Would you enjoy improving stability and safety of one of the largest global networks?
Would you enjoy hands-on network operations work on a global scale to improve our operational efficiency?
Join our Platform Security Engineering Team
The Platform Security Engineering team is a group of engineers that support and secure Akamai's global network and Linode cloud systems. Our systems provide data security, server integrity, network access, and secure communications infrastructure. This is an opportunity to build software that enables one of the largest platforms in the world!
Partner with the best
As a Site Reliability Engineer, you will collaborate across software development, operations and network infrastructure teams in order to improve and measure the reliability of our systems. You will leverage your programming, distributed systems, troubleshooting and analytical skills to improve reliability and capacity of the system.
As a Senior Lead Site Reliability Engineer you will be responsible for:
- Leading and mentoring a team of experienced SRE Engineers
- Designing and implementing cloud strategies and policies that meet the organization's needs
- Partnering across teams to ensure the reliability, scalability and usability of our products and services
- Designing architecture and overview implementation of complex cloud-based architectures and solutions
- Defining requirements as part of the product lifecycle to influence new designs and standards
- Developing new tools and automation pipelines to support development, testing, and deployment workflows
- Collaborating with our teams during application issues or service incidents to investigate and troubleshoot complex network-related problems
- Maintaining and exceed high SLA targets, ensuring robust system uptime and performance
Do what you love
To be successful in this role you will:
- Have 5 years of relevant experience and a Bachelor's degree in Computer Science or its equivalent
- Have professional experience in a Site Reliability, Development, or Systems Engineering role, with large scale distributed systems
- Have in-depth understanding of computer networking concepts, Security concepts, Unix/Linux internals, distributed systems, and systems design.
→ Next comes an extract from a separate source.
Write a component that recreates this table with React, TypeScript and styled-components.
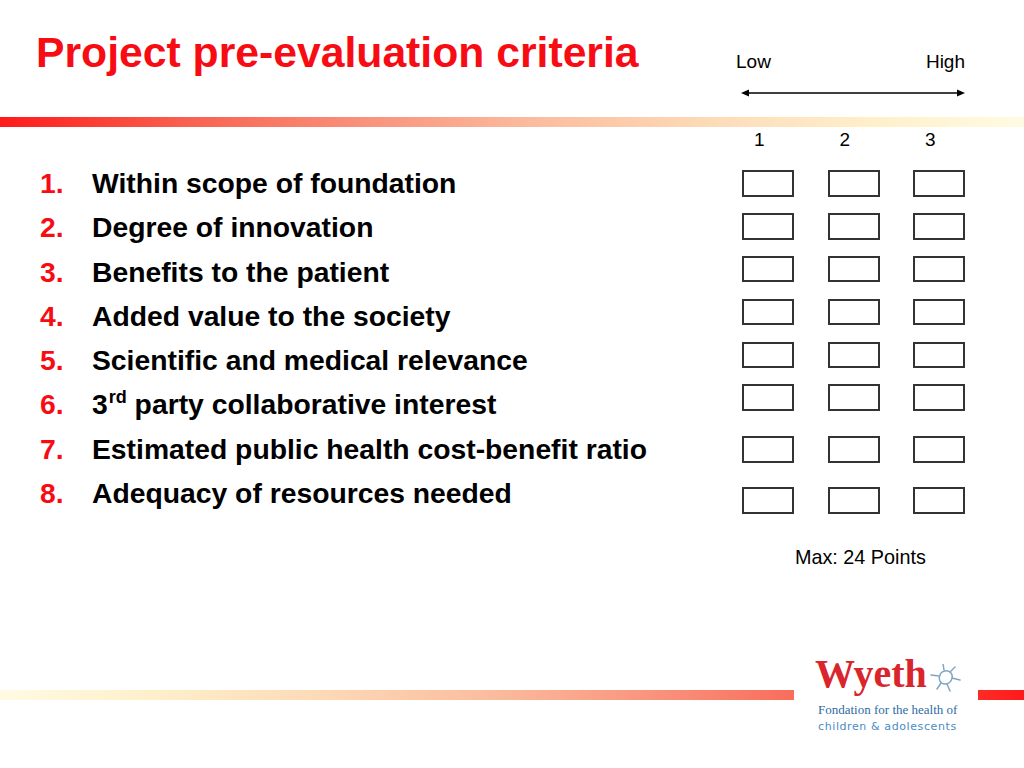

- Demonstrate experience with programming or scripting languages such as Python or Bash.
- Have experience using automation tools such as Terraform, Ansible, Jenkins, or Salt Stack
- Possess an understanding of following monitoring and logging tools: Prometheus, Grafana, Loki or similar
Work in a way that works for you
FlexBase, Akamai's Global Flexible Working Program, is based on the principles that are helping us create the best workplace in the world. When our colleagues said that flexible working was important to them, we listened. We also know flexible working is important to many of the incredible people considering joining Akamai. FlexBase, gives 95% of employees the choice to work from their home, their office, or both (in the country advertised). This permanent workplace flexibility program is consistent and fair globally, to help us find incredible talent, virtually anywhere. We are happy to discuss working options for this role and encourage you to speak with your recruiter in more detail when you apply.
We power and protect life online, by solving the toughest challenges, together.
At Akamai, we're curious, innovative, collaborative and tenacious. We celebrate diversity of thought and we hold an unwavering belief that we can make a meaningful difference. Our teams use their global perspectives to put customers at the forefront of everything they do, so if you are people-centric, you'll thrive here.
About us
Akamai powers and protects life online. Leading companies worldwide choose Akamai to build, deliver, and secure their digital experiences helping billions of people live, work, and play every day. With the world's most distributed compute platform from cloud to edge we make it easy for customers to develop and run applications, while we keep experiences closer to users and threats farther away.